MRS. ALVING. [Beaming with delight.] I know one who has kept both his inner and his outer self unharmed. Just look at him, Mr. Manders.
OSWALD. [Moves restlessly about the room.] Yes, yes, my dear mother; let's say no more about it
. (1.267-268)

There must be some part of Mrs. Alving that congratulates herself for saving Oswald from the evil influence of her husband – until she finds out about Oswald's illness. Then, taking Mrs. Alving's earlier logic a bit farther, you could say that Oswald's sickness back to her. If she hadn't been so oppressive to her husband, perhaps he wouldn't have strayed, wouldn't have gotten syphilis, wouldn't have passed it to his son? Perhaps her adherence to duty is actually what kills Oswald.

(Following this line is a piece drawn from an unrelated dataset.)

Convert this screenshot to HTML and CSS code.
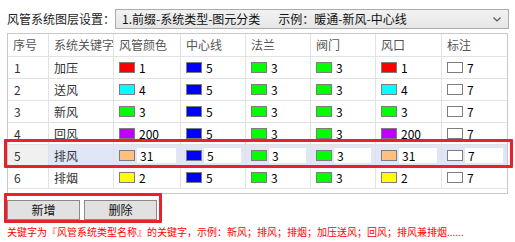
FILE: index.html
```html
<!DOCTYPE html>
<html lang="zh">
<head>
<meta charset="utf-8">
<link rel="stylesheet" href="styles.css">
</head>
<body>
<div class="page">
  <div class="top">
    <span class="label">风管系统图层设置：</span>
    <div class="combo">
      <span class="combo-text">1.前缀-系统类型-图元分类</span>
      <span class="combo-ex">示例：暖通-新风-中心线</span>
      <svg class="chev" width="8" height="5" viewBox="0 0 8 5"><path d="M0.5 0.5 L4 4 L7.5 0.5" fill="none" stroke="#555" stroke-width="1.2"/></svg>
    </div>
  </div>

  <div class="grid">
    <div class="row head">
      <div class="cell">序号</div><div class="cell">系统关键字</div><div class="cell">风管颜色</div><div class="cell">中心线</div><div class="cell">法兰</div><div class="cell">阀门</div><div class="cell">风口</div><div class="cell last">标注</div>
    </div>
    <div class="row">
      <div class="cell txt">1</div><div class="cell txt">加压</div>
      <div class="cell"><span class="sw red"></span><span class="num">1</span></div>
      <div class="cell"><span class="sw blue"></span><span class="num">5</span></div>
      <div class="cell"><span class="sw green"></span><span class="num">3</span></div>
      <div class="cell"><span class="sw green"></span><span class="num">3</span></div>
      <div class="cell"><span class="sw red"></span><span class="num">1</span></div>
      <div class="cell last"><span class="sw white"></span><span class="num">7</span></div>
    </div>
    <div class="row">
      <div class="cell txt">2</div><div class="cell txt">送风</div>
      <div class="cell"><span class="sw cyan"></span><span class="num">4</span></div>
      <div class="cell"><span class="sw blue"></span><span class="num">5</span></div>
      <div class="cell"><span class="sw green"></span><span class="num">3</span></div>
      <div class="cell"><span class="sw green"></span><span class="num">3</span></div>
      <div class="cell"><span class="sw cyan"></span><span class="num">4</span></div>
      <div class="cell last"><span class="sw white"></span><span class="num">7</span></div>
    </div>
    <div class="row">
      <div class="cell txt">3</div><div class="cell txt">新风</div>
      <div class="cell"><span class="sw green"></span><span class="num">3</span></div>
      <div class="cell"><span class="sw blue"></span><span class="num">5</span></div>
      <div class="cell"><span class="sw green"></span><span class="num">3</span></div>
      <div class="cell"><span class="sw green"></span><span class="num">3</span></div>
      <div class="cell"><span class="sw green"></span><span class="num">3</span></div>
      <div class="cell last"><span class="sw white"></span><span class="num">7</span></div>
    </div>
    <div class="row">
      <div class="cell txt">4</div><div class="cell txt">回风</div>
      <div class="cell"><span class="sw purple"></span><span class="num">200</span></div>
      <div class="cell"><span class="sw blue"></span><span class="num">5</span></div>
      <div class="cell"><span class="sw green"></span><span class="num">3</span></div>
      <div class="cell"><span class="sw green"></span><span class="num">3</span></div>
      <div class="cell"><span class="sw purple"></span><span class="num">200</span></div>
      <div class="cell last"><span class="sw white"></span><span class="num">7</span></div>
    </div>
    <div class="row sel">
      <div class="cell txt idx">5</div><div class="cell txt">排风</div>
      <div class="cell"><span class="sw orange"></span><span class="inp">31</span></div>
      <div class="cell"><span class="sw blue"></span><span class="inp">5</span></div>
      <div class="cell"><span class="sw green"></span><span class="inp">3</span></div>
      <div class="cell"><span class="sw green"></span><span class="inp">3</span></div>
      <div class="cell"><span class="sw orange"></span><span class="inp">31</span></div>
      <div class="cell last"><span class="sw white"></span><span class="inp">7</span></div>
    </div>
    <div class="row">
      <div class="cell txt">6</div><div class="cell txt">排烟</div>
      <div class="cell"><span class="sw yellow"></span><span class="num">2</span></div>
      <div class="cell"><span class="sw blue"></span><span class="num">5</span></div>
      <div class="cell"><span class="sw green"></span><span class="num">3</span></div>
      <div class="cell"><span class="sw green"></span><span class="num">3</span></div>
      <div class="cell"><span class="sw yellow"></span><span class="num">2</span></div>
      <div class="cell last"><span class="sw white"></span><span class="num">7</span></div>
    </div>
  </div>

  <div class="actions">
    <button class="btn">新增</button>
    <button class="btn">删除</button>
  </div>
  <p class="note">关键字为『风管系统类型名称』的关键字，示例：新风；排风；排烟；加压送风；回风；排风兼排烟......</p>

  <div class="mark mark-row"></div>
  <div class="mark mark-btns"></div>
</div>
</body>
</html>
```
FILE: styles.css
```css
* { box-sizing: border-box; }
html, body { margin: 0; padding: 0; background: #fff; }
body {
  font-family: "Noto Sans CJK SC", "Noto Sans", sans-serif;
  font-size: 12px;
  color: #333;
}
.page {
  position: relative;
  width: 515px;
  height: 242px;
  padding: 9px 0 0 7px;
}
.top {
  display: flex;
  align-items: center;
  height: 20px;
}
.label {
  width: 108px;
  line-height: 20px;
  white-space: nowrap;
  color: #222;
}
.combo {
  position: relative;
  display: flex;
  align-items: center;
  width: 394px;
  height: 20px;
  border: 1px solid #acacac;
  background: linear-gradient(#f2f2f2, #e6e6e6);
  padding-left: 6px;
  line-height: 18px;
  color: #111;
  white-space: nowrap;
}
.combo-ex { margin-left: 18px; }
.chev { position: absolute; right: 7px; top: 7px; }

.grid {
  margin-top: 4px;
  width: 501px;
  border: 1px solid #c9c9c9;
  padding-bottom: 4px;
}
.row {
  display: grid;
  grid-template-columns: 41px 65px 67px 65px 65px 65px 66px 65px;
  height: 22px;
  border-bottom: 1px solid #e2e2e2;
}
.row.head { height: 23px; color: #555; }
.cell {
  display: flex;
  align-items: center;
  padding-left: 5px;
  border-right: 1px solid #e2e2e2;
  overflow: hidden;
  white-space: nowrap;
  line-height: 16px;
}
.cell.last { border-right: none; }
.row.head .cell { padding-left: 5px; }
.txt { color: #333; }
.cell.txt:first-child { padding-left: 6px; }
.sw {
  flex: none;
  width: 16px;
  height: 11px;
  border: 1px solid #7d7d7d;
  margin-right: 4px;
}
.num { color: #000; }
.red { background: #ff0000; }
.blue { background: #0000ff; }
.green { background: #00ff00; }
.cyan { background: #00ffff; }
.purple { background: #bf00ff; }
.orange { background: #ffbf7f; }
.yellow { background: #ffff00; }
.white { background: #ffffff; }

.row.sel .cell { background: #e1e6f7; }
.row.sel .cell.idx { background: #f0f0f0; }
.row.sel .sw { margin-right: 2px; }
.inp {
  flex: 1;
  height: 15px;
  margin-right: 4px;
  background: #fff;
  padding-left: 3px;
  line-height: 15px;
  color: #000;
}

.actions {
  display: flex;
  gap: 4px;
  margin-top: 6px;
}
.btn {
  width: 73px;
  height: 20px;
  padding: 0;
  border: 1px solid #8a8a8a;
  background: #e1e1e1;
  font-family: "Noto Sans CJK SC", "Noto Sans", sans-serif;
  font-size: 12px;
  line-height: 18px;
  color: #111;
}
.note {
  margin: 6px 0 0 0;
  font-size: 10px;
  line-height: 12px;
  color: #ff0000;
  white-space: nowrap;
}
.mark {
  position: absolute;
  border: 3px solid #e8222b;
  border-radius: 1px;
}
.mark-row { left: 4px; top: 139px; width: 509px; height: 29px; }
.mark-btns { left: 4px; top: 193px; width: 158px; height: 30px; }
```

Mrs. Alving is devastated when Oswald reveals that he doesn't love his father or, by implication, her. This idea of filial duty is just an old convention that doesn't make sense to him anymore:

OSWALD. Yes; surely you can see that, mother. It's one of those notions that are current in the world, and so –
MRS. ALVING. [Deeply moved.] Ghosts!
OSWALD. [Crossing the room.] Yes; you may call them ghosts.
MRS. ALVING. [Wildly.] Oswald – then you don't love me, either!
(3.171-174)

Mrs. Alving sustains a number of shocks in the play, but this one is particularly painful. She's sacrificed her life to this boy, sticking with her husband to provide some image of stability, preserving a fatherly ideal Oswald could look up to, and missing out on the joy of raising her own child. This is the thanks she gets? Mrs. Alving is learning the hard way that being a slave to duty – doing things because you think you should – may not earn the rewards you are expecting.

Mrs. Alving's Ghosts

When Oswald asks his mother to put him to death, he's saying: stop being a Mom. He questions the whole concept of "Mom" as she understands it. He doesn't love her, he doesn't get why she loves him, and he wants her to take back the life she's given him. In asking this of her, Oswald breaks up the last "ghost" that has kept Mrs. Alving trapped in unhappiness. As she tells Pastor Manders in Act 2, a ghost is "not only what we have inherited from our father and mother…It is all sorts of dead ideas, and lifeless old beliefs" (2.85). Ideas of obligation, putting a good face on things, and family are all ideas that she puts to rest. The downside – or the upside, depending on how you see it – is that dispelling the ghosts leaves her entirely alone.